**Data excerpt**
---
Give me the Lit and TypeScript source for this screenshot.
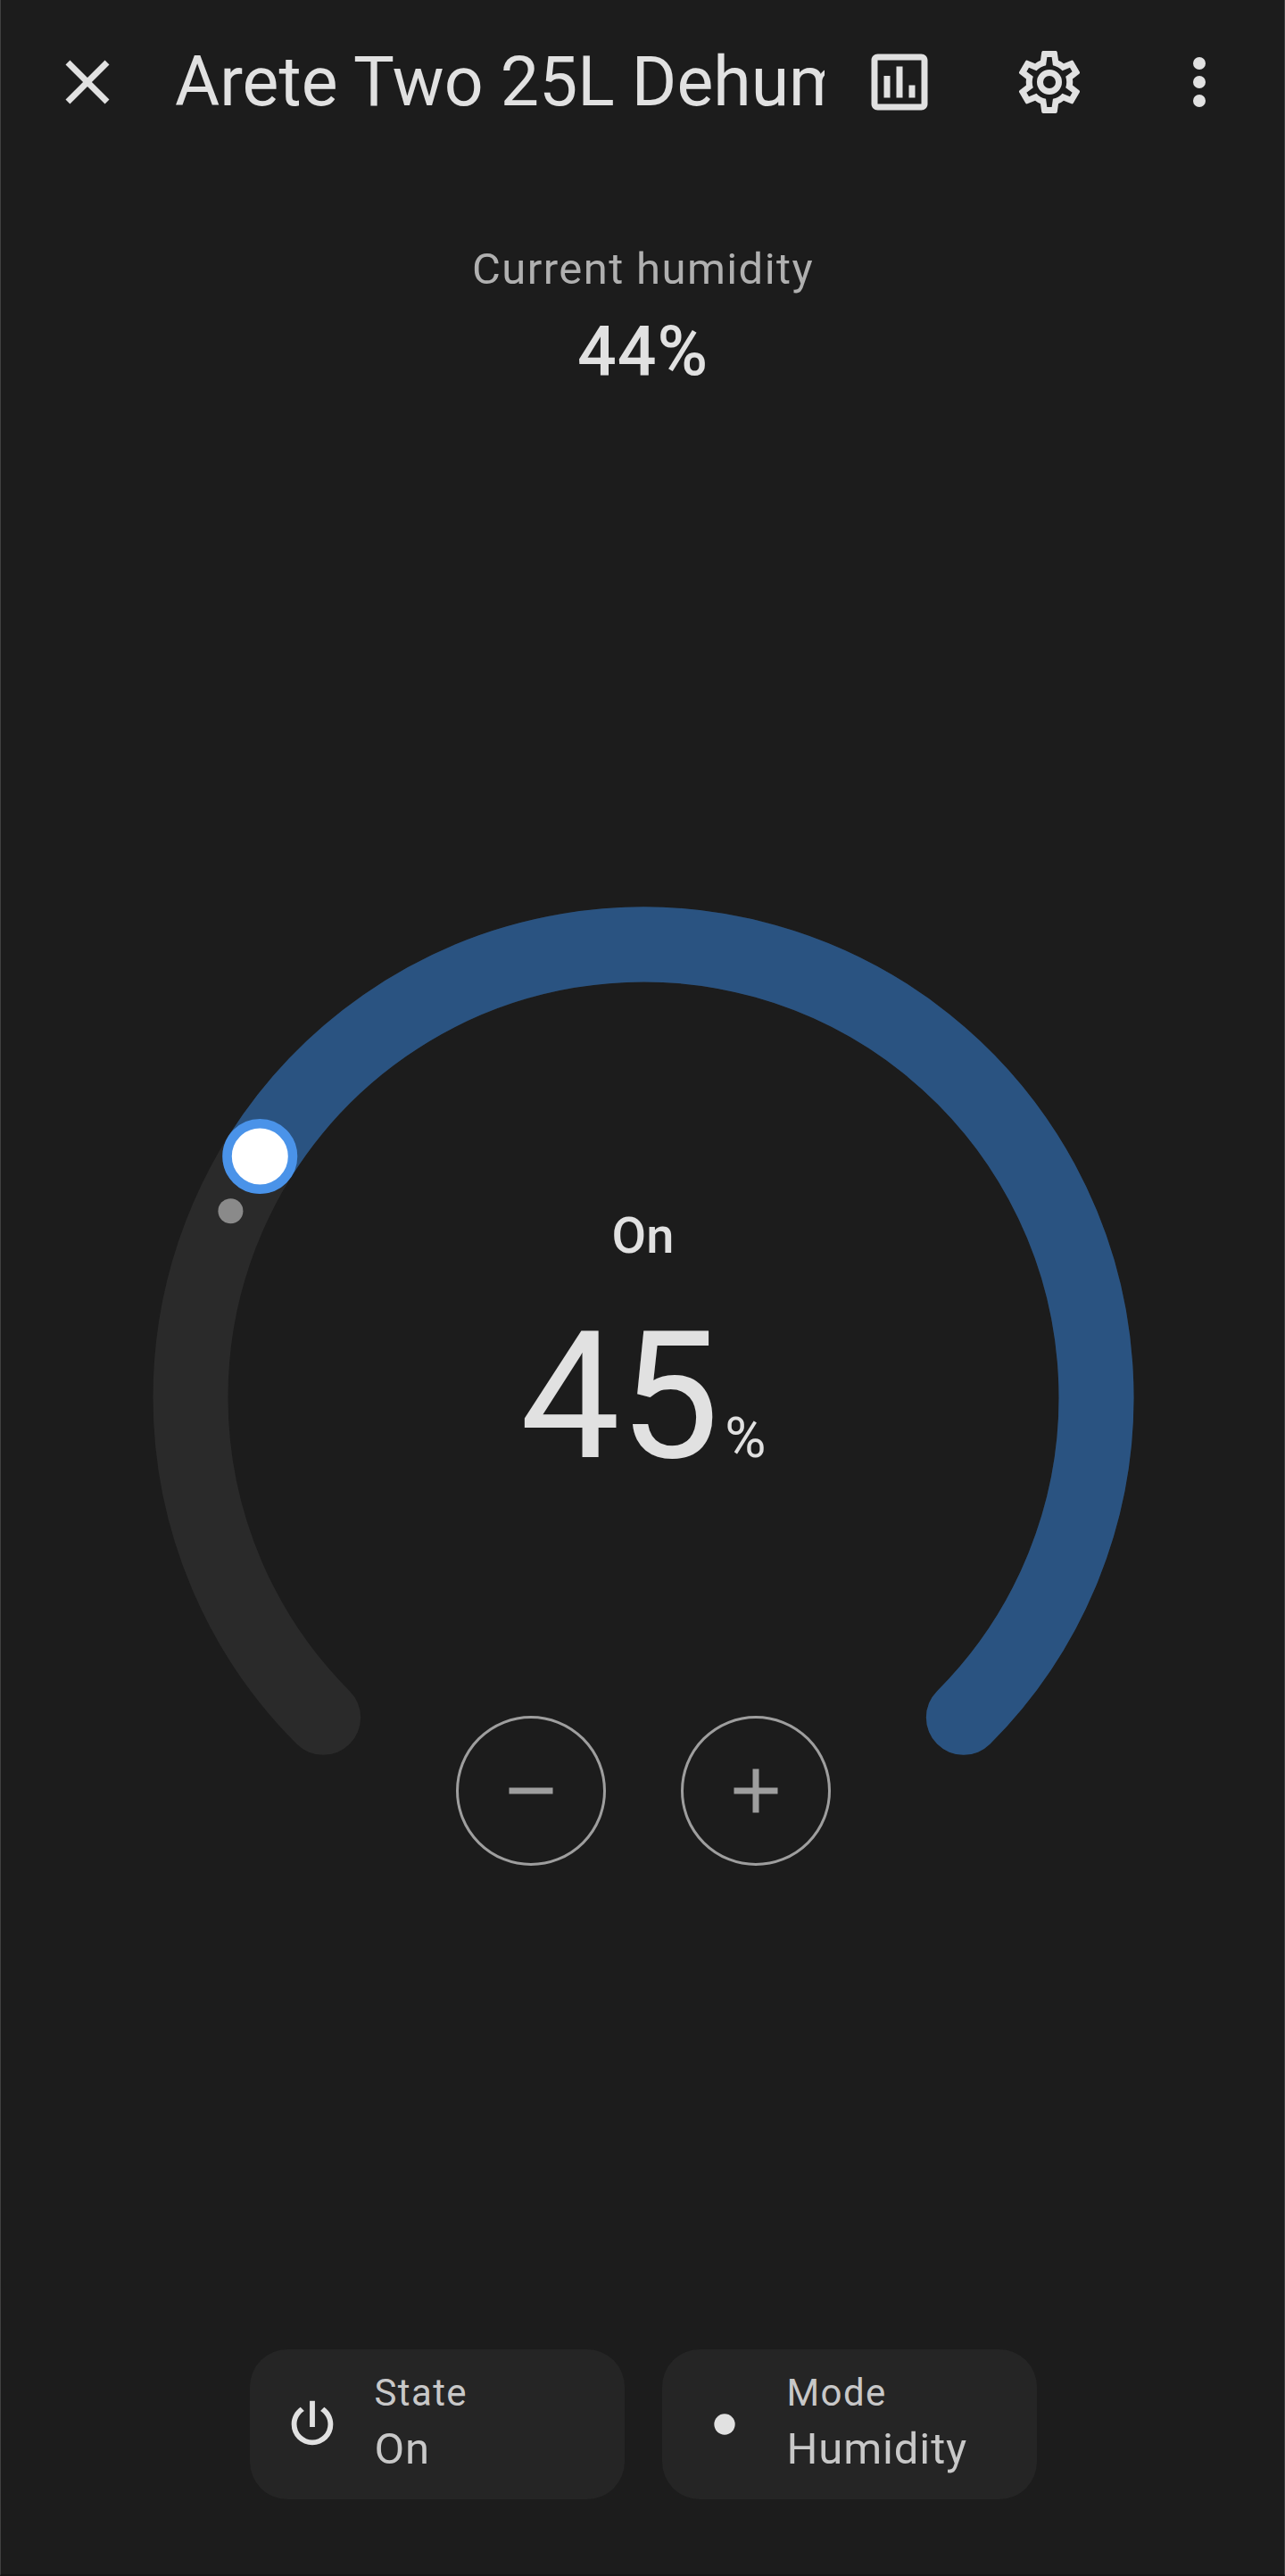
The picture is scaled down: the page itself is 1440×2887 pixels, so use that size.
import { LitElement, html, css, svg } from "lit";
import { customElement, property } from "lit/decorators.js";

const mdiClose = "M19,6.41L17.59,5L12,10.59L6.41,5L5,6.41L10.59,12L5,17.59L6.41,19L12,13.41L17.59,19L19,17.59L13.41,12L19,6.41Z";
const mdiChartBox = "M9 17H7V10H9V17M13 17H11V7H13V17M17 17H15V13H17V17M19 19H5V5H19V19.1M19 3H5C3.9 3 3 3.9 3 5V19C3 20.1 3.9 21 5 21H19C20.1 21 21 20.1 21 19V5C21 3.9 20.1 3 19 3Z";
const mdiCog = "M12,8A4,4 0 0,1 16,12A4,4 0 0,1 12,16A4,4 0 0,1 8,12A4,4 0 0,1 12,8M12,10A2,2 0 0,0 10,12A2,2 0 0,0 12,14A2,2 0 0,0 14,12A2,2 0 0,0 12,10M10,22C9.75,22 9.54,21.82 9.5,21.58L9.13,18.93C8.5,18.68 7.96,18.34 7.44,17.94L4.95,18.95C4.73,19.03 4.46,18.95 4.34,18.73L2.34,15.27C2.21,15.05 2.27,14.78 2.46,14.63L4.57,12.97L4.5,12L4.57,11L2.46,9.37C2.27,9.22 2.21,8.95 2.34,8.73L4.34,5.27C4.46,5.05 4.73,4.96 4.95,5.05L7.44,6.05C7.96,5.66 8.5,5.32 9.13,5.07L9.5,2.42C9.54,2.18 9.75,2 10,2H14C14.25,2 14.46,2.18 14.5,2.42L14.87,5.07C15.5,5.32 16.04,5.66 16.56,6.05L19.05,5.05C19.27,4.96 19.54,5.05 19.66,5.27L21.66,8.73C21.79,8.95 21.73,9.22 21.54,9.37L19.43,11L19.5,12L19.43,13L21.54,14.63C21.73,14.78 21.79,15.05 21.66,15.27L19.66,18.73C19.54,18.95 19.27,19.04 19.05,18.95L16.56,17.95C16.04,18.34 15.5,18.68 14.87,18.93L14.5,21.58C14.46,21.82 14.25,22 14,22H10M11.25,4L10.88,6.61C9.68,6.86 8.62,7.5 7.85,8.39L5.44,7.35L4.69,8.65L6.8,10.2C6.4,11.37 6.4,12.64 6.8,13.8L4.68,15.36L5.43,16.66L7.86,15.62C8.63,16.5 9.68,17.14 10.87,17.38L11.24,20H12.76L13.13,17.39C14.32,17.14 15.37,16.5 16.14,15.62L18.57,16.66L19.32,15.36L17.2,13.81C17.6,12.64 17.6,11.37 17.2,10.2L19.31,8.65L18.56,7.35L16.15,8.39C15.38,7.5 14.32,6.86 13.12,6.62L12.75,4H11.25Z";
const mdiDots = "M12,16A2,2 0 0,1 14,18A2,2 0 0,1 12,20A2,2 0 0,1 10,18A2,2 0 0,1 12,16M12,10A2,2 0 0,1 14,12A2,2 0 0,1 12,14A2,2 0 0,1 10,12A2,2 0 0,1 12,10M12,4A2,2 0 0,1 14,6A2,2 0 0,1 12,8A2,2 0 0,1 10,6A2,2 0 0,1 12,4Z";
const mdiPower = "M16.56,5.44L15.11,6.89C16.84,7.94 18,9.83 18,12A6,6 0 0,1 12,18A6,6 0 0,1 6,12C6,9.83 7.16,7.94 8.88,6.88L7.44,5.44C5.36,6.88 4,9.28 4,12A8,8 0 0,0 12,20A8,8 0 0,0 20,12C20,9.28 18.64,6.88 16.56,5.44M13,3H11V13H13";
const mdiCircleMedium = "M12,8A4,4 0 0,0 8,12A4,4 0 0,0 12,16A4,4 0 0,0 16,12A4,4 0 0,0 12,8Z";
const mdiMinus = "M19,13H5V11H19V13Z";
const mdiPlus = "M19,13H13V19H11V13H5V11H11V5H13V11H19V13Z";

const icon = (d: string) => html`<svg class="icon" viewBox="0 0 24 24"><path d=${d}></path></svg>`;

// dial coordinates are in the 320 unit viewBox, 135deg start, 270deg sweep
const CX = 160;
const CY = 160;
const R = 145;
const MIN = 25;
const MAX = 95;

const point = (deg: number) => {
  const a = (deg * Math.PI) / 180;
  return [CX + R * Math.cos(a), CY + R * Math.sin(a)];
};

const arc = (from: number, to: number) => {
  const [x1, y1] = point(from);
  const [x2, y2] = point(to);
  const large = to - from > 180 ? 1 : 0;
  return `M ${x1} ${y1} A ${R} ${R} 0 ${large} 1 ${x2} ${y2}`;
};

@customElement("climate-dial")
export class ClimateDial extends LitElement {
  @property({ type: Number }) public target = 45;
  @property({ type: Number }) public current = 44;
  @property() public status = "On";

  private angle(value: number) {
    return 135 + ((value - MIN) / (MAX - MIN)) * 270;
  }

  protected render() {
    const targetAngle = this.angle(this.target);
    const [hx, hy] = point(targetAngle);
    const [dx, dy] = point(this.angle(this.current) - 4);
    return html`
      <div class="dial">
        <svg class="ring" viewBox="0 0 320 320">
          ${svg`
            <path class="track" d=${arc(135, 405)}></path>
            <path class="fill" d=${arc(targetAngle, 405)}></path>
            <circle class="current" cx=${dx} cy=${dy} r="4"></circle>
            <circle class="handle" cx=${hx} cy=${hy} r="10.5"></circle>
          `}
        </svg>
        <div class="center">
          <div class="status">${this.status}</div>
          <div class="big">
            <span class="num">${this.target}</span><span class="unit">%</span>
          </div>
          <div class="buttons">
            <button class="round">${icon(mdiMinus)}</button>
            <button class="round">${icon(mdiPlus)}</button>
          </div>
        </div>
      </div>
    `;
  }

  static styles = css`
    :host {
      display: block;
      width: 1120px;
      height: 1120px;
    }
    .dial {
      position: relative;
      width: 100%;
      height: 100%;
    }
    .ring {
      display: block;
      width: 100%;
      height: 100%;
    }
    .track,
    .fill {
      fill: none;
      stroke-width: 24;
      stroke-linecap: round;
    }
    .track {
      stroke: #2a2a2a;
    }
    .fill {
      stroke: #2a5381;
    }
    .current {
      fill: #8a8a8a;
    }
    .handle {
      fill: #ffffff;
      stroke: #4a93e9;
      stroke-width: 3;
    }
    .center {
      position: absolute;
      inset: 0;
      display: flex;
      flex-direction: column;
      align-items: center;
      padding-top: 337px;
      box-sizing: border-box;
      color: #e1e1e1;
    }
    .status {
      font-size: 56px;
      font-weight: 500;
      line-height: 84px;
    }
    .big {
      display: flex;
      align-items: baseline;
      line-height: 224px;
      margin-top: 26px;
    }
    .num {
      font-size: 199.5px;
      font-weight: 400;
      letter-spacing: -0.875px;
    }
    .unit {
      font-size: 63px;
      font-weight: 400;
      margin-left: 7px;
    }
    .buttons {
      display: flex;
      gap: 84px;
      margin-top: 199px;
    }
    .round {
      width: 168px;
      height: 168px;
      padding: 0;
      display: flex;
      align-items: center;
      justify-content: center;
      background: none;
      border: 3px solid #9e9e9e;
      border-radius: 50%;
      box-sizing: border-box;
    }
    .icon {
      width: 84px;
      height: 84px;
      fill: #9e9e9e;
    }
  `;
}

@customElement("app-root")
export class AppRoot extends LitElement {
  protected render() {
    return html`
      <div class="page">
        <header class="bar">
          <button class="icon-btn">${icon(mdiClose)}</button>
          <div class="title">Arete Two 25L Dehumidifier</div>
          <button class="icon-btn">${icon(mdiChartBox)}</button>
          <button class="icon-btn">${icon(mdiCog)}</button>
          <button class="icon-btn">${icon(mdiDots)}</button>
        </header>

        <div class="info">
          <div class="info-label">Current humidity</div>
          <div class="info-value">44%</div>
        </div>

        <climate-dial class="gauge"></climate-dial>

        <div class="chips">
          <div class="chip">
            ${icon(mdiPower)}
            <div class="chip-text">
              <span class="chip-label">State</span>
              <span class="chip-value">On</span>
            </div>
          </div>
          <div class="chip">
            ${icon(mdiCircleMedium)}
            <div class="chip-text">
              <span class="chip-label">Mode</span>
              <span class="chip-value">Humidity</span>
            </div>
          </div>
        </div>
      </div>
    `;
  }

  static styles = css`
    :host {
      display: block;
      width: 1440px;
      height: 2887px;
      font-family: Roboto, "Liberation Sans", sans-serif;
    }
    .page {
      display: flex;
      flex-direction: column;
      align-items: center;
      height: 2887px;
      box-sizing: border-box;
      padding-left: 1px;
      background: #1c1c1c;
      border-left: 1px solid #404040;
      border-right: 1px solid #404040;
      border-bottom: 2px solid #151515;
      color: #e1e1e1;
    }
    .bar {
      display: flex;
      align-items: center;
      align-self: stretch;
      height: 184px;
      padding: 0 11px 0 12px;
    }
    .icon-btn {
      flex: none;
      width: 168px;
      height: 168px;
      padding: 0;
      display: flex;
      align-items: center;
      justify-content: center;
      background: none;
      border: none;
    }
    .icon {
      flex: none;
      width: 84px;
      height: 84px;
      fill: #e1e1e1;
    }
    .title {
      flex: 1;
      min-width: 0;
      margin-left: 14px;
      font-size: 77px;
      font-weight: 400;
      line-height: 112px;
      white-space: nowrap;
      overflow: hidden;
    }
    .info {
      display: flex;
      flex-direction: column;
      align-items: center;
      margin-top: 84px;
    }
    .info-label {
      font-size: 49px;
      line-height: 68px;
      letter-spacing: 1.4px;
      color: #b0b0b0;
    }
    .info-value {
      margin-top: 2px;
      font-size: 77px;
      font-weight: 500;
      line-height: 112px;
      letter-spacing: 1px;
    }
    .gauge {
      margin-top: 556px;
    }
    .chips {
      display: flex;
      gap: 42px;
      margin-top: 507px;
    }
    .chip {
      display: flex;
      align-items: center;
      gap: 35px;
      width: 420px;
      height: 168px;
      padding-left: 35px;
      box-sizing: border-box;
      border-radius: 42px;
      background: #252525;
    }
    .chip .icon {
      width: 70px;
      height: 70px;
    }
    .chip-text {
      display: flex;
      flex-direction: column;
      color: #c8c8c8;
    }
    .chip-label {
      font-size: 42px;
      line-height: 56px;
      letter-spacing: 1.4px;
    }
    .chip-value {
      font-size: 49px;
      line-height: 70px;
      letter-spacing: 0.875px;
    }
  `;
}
---
**Your objective**
From the listing above, copy out each line where the word "this" appears.

**Correct answer**
Give me the Lit and TypeScript source for this screenshot.
    const targetAngle = this.angle(this.target);
    const [dx, dy] = point(this.angle(this.current) - 4);
          <div class="status">${this.status}</div>
            <span class="num">${this.target}</span><span class="unit">%</span>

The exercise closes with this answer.